When your brain switches over to a profit-based frame of reference, the important number is not what you sell an item for but what sort of margin in has -- how much money it contributes to pay the bills after you sell it.
Here are some simple illustrations that I use in some of my seminars:
1. Would you rather have a 25% food cost or a 50% food cost? Let's say you have two items on the menu -- an enchilada that sells for $8 and costs $2 to put on the plate (25% food cost) and an $18 steak that costs $9 to plate (50% food cost). People are only going to order one entree, right? When they choose the enchilada you have $6 left to pay the bills. When they choose the steak you have $9 to play with. Get it? In this example you would make more money at a 50% food cost.

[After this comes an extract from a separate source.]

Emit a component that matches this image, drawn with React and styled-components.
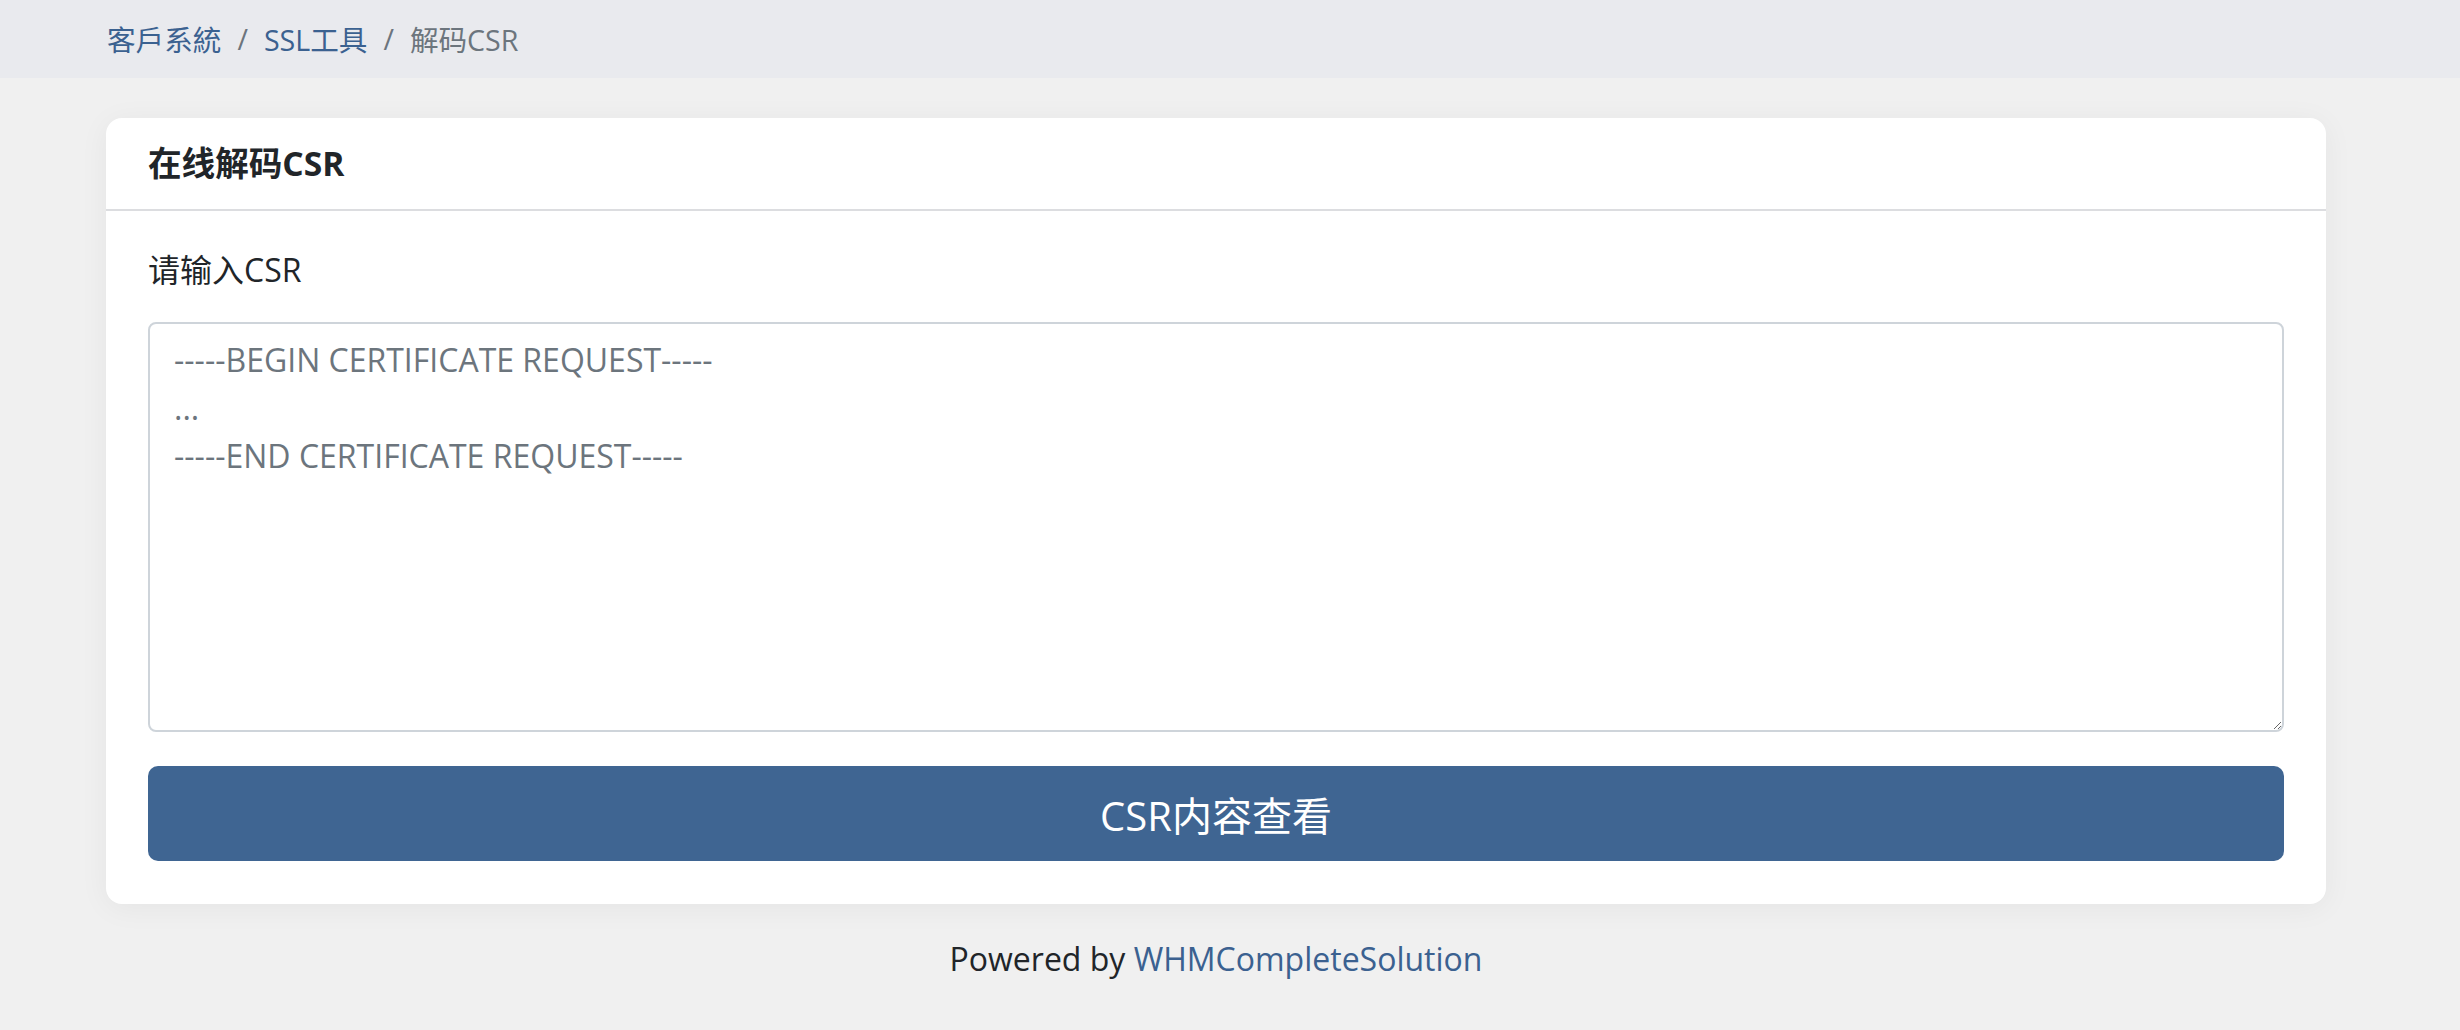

2. Times are tough. What do you do if steak isn't selling well? Let's say you took the enchilada, put 50% more "stuff" on the plate (for a total of $3 in product cost) and created something called a "Fiesta Combo" that you could sell for $12. The item has the same $9 margin that you enjoyed with the steak but you have dropped the price point from $18 to $12.
You don't pay bills with percentages. When you think in terms of margin you will focus on what an item makes rather than what it sells for. This will allow you maintain the integrity of your pricing structure because you won't have to use coupons and discounts when guests to want to spend less during tough times.
Instead, you can offer lower-priced items (compatible with your market position, of course) that may be nearly as profitable as your more costly choices. If you get the margin, who cares what it sells for?
Yes, it is wise to allow guests to spend less just as it is wise to give them the opportunity to spend more ... but savvy operators will make money no matter what path the guest chooses. It just takes a little more work to craft a menu that will provide this flexibility and still keep you positioned where you want to be in the market.